When Bangle moved from Fiat to run design at BMW in 1992, he was brought on to reimagine the company's design philosophy completely—and that's exactly what he did as his detractors will all too gleefully tell you. He was criticized harshly by car fans for taking BMW's sleek lines and tasteful design and replacing them with complicated, seemingly nonsensical, often boxy shapes. These were designs that hadn't been seen in car design before. (As he told David Kiley at Bloomberg, "We aren’t copying anyone else’s design language, not even our own, and I think that makes some people uncomfortable.") In founding his own firm, Bangle says, he wanted to do that for a variety of companies, working in areas as diverse as consumer electronics to packaging to environmental graphics to, yes, even car design.
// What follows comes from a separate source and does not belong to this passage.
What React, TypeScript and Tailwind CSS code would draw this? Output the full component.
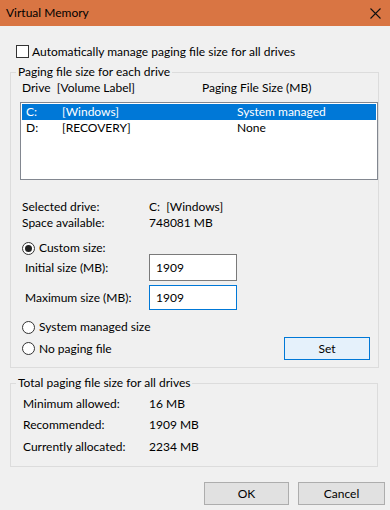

"I wanted to found a design company of associates for the reason that I believe in co-innovating, with everyone from clients to engineers, marketing and end users," he says. "The clients we have are still classic design clients. But they are clients that want more than just product design, they want their own company to embrace design and grow along the way."
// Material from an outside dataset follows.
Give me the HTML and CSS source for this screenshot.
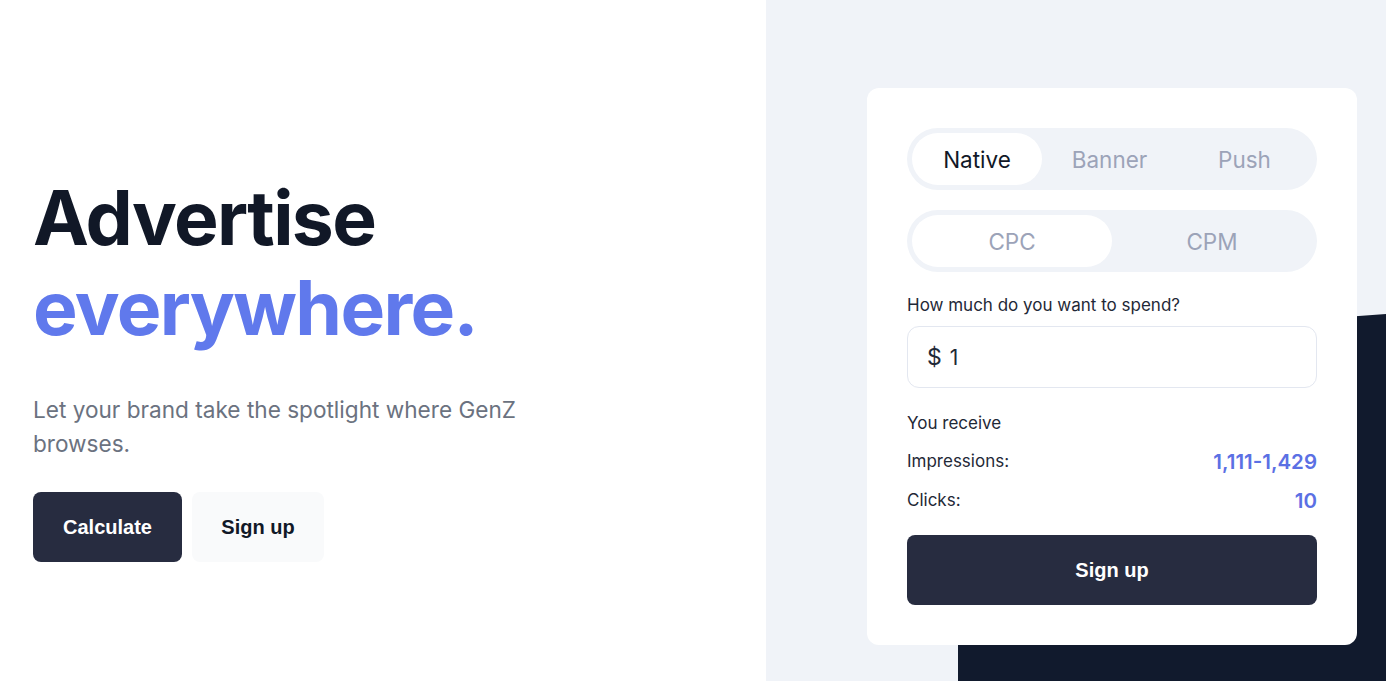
FILE: index.html
```html
<!DOCTYPE html>
<html lang="en">
<head>
<meta charset="utf-8">
<title>Advertise everywhere</title>
<link rel="stylesheet" href="styles.css">
</head>
<body>
<main class="page">
  <section class="hero">
    <h1 class="title"><span class="title-dark">Advertise</span><span class="title-blue">everywhere.</span></h1>
    <p class="lead">Let your brand take the spotlight where GenZ browses.</p>
    <div class="actions">
      <button class="btn btn-dark">Calculate</button>
      <button class="btn btn-light">Sign up</button>
    </div>
  </section>
  <section class="side">
    <svg class="blob" viewBox="0 0 620 681" preserveAspectRatio="none" aria-hidden="true">
      <path d="M192,681 L192,368 Q192,346 214,344 L620,314 L620,681 Z" fill="#111a2d"/>
    </svg>
    <div class="card">
      <div class="seg seg-3">
        <span class="seg-item active">Native</span>
        <span class="seg-item">Banner</span>
        <span class="seg-item">Push</span>
      </div>
      <div class="seg seg-2">
        <span class="seg-item active muted">CPC</span>
        <span class="seg-item">CPM</span>
      </div>
      <label class="label">How much do you want to spend?</label>
      <div class="input"><span class="cur">$</span><span class="val">1</span></div>
      <div class="receive">You receive</div>
      <div class="row"><span>Impressions:</span><span class="num">1,111-1,429</span></div>
      <div class="row"><span>Clicks:</span><span class="num">10</span></div>
      <button class="btn btn-dark btn-block">Sign up</button>
    </div>
  </section>
</main>
</body>
</html>
```

FILE: styles.css
```css
* { box-sizing: border-box; }
html, body { margin: 0; height: 100%; }
body {
  font-family: Inter, "Noto Sans", sans-serif;
  background: #ffffff;
  color: #111827;
  overflow: hidden;
}
.page {
  display: flex;
  width: 1386px;
  height: 681px;
}
.hero {
  width: 766px;
  flex: none;
  padding: 173px 0 0 33px;
}
.title {
  margin: 0;
  font-size: 75px;
  line-height: 90px;
  font-weight: 700;
  letter-spacing: -0.022em;
}
.title span { display: block; }
.title-dark { color: #111827; }
.title-blue { color: #6079ec; }
.lead {
  margin: 40px 0 0;
  width: 520px;
  font-size: 22.6px;
  line-height: 34px;
  color: #6b7280;
}
.actions {
  display: flex;
  gap: 10px;
  margin-top: 31px;
}
.btn {
  border: 0;
  border-radius: 8px;
  height: 70px;
  font-family: "Liberation Sans", Arial, sans-serif;
  font-weight: 700;
  font-size: 20px;
  cursor: pointer;
}
.btn-dark { background: #272c40; color: #ffffff; width: 149px; }
.btn-light { background: #f9fafb; color: #111827; width: 132px; }
.side {
  flex: 1;
  position: relative;
  background: #f0f3f8;
  padding: 88px 0 0 101px;
}
.blob {
  position: absolute;
  left: 0;
  top: 0;
  width: 620px;
  height: 681px;
}
.card {
  position: relative;
  width: 490px;
  background: #ffffff;
  border-radius: 12px;
  padding: 40px 40px 40px;
  display: flex;
  flex-direction: column;
}
.seg {
  display: grid;
  background: #f0f3f8;
  border-radius: 999px;
  padding: 5px;
  height: 62px;
}
.seg-3 { grid-template-columns: 130px 1fr 1fr; }
.seg-2 { grid-template-columns: 1fr 1fr; margin-top: 20px; }
.seg-item {
  display: flex;
  align-items: center;
  justify-content: center;
  border-radius: 999px;
  font-size: 22.5px;
  color: #9ca3b8;
}
.seg-item.active { background: #ffffff; color: #111827; }
.seg-item.active.muted { color: #9ca3b8; }
.label {
  margin-top: 21px;
  font-size: 17px;
  line-height: 24px;
  color: #1f2937;
}
.input {
  margin-top: 9px;
  height: 62px;
  border: 1px solid #e3e7f0;
  border-radius: 12px;
  display: flex;
  align-items: center;
  gap: 8px;
  padding-left: 19px;
  font-size: 21px;
  color: #1f2937;
}
.cur { font-size: 23px; }
.receive {
  margin-top: 23px;
  font-size: 17px;
  line-height: 24px;
  color: #1f2937;
}
.row {
  display: flex;
  justify-content: space-between;
  align-items: center;
  margin-top: 14px;
  font-size: 17px;
  line-height: 25px;
  color: #1f2937;
}
.num {
  color: #5b70e4;
  font-weight: 600;
  font-size: 20.5px;
}
.btn-block {
  width: 100%;
  margin-top: 22px;
  font-size: 20px;
}
```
As a design consultancy, there aren't many projects Bangle can talk about in specific terms. According to the firm's website, it has consulted on projects for companies as high-profile and varied as Adidas, Mattel, and Samsung (to rumors that he plays a big design role for the latter, he's only said he's one of several people outside the company helping create product experiences for Samsung's customers). He mentions designing for an assisted living facility in Japan, and packaging for an alcohol company as well as a huge environmental graphics project, but otherwise remains relatively tight-lipped.
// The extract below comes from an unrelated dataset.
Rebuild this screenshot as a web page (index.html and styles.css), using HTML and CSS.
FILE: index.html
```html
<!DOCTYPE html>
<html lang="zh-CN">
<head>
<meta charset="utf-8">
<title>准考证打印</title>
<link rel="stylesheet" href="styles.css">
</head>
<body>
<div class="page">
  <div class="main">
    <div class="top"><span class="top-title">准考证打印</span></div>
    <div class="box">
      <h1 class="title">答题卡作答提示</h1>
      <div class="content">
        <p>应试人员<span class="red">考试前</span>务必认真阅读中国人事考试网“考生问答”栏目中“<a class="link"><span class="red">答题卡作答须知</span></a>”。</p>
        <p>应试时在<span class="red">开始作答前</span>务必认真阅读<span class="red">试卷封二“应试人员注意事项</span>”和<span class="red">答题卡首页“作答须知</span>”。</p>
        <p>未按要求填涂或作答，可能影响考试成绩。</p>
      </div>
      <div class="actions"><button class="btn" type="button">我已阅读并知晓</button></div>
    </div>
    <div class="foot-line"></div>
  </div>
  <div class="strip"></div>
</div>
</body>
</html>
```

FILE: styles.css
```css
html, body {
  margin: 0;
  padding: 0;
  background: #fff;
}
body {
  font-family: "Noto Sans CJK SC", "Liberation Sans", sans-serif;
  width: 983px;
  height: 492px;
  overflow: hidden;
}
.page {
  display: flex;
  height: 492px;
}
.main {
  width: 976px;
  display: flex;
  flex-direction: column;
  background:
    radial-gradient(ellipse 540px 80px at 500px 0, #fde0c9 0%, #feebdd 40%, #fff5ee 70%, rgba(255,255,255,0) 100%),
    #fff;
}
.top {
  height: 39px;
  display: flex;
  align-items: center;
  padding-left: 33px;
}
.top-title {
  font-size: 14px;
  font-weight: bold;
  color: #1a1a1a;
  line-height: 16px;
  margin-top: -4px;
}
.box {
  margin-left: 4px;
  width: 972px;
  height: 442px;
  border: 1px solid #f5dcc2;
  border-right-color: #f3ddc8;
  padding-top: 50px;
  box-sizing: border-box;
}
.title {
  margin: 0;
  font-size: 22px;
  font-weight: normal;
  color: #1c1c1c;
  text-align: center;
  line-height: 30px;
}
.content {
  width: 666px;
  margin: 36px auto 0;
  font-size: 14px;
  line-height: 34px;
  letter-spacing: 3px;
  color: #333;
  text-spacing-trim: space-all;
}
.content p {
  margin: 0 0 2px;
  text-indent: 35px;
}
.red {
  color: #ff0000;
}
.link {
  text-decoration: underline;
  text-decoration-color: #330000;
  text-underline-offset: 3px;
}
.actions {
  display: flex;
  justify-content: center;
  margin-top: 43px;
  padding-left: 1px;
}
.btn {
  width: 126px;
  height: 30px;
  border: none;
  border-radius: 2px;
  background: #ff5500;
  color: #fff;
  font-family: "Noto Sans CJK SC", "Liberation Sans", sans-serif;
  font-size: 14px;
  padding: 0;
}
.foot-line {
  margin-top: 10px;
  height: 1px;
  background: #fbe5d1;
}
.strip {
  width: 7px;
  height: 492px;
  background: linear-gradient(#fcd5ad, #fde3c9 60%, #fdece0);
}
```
The other side of the firm speaks to Bangle's more eccentric side: He and his wife's long-time interest in art has culminated in various projects such as Arky Arch, a cartoon that follows the wacky adventures of an anthropomorphic Triumphal Arch. There's also the Big Bench Community Project—literally a series of giant benches in a park near the studio that dwarf sitters, much to the delight of tourists. These projects at times come out of client projects or serve as inspiration for the team in between work, and are under the purview of one of the dedicated secretaries.

As for client work, Bangle says that right now nearly his entire team of freelancers are busy working on one large project that involves the development of an electric car, the first car project in a while that he's felt truly excited about. Although it is still too early to know if the car will be an autonomous vehicle, Bangle says he's not currently involved in the race to build self-driving cars. But he is keeping an eye on it.

The autonomous car industry has stalled, Bangle says, because people are waiting to see what it becomes before it can move forward. Driverless functionality and ride-sharing, "dramatically changes the meaning of a car," he says. "We'll have to decide, what is [a car] to me? Something I make money on?" Tesla, he says, is doing the best work in this space ("You have to give props for their gung-ho approach"), but until it and other companies designing autonomous vehicles fully decide on the answer, there won't be any significant movement forward.


Bangle, always a firm believer that people a buy car because they are emotionally engaged with it, says that the design of autonomous vehicles still leaves a lot to be desired. "People have a right to be critics," of the current crop of driverless cars, he says. The jury is still out on whether autonomous cars will still require the driver to be paying attention, for instance, and the aesthetics of Google's self-driving carhave been criticized for being unsophisticated. "I don’t think it’s moving forward as quickly as it could. The entire industry is holding its breath to see how this new paradigm will function."

Bangle has always been a bit of an evangelist about the emotional quality of objects (in fact, he tells a story about the origins of this design philosophy, which involve his mother attributing feelings to the dinner dishes, on the first episode of Arky Arch). It's an approach to car design that has made his designs for BMW both reviled by traditionalists and, eventually, an inspiration for other companies. It's also a design philosophy he applies to whatever he is designing or consulting on. "To me, it’s all car design," Bangle says. "The way I describe car design, and transmitting emotion into the design process—it’s all the same type of thing. I never left that side of car design. What I did leave is having a team of 500 people responding to you and that’s been a big change."

True to style, it's even something he's imbued in his Triumphal Arch cartoon. "In a sense, [Arky Arch] is an enterprise I personally consider car design," he says. "The idea of using things in our life and giving personality and character without adding hands or eyeballs or feet. That’s what car designers should be promoting as a skill set."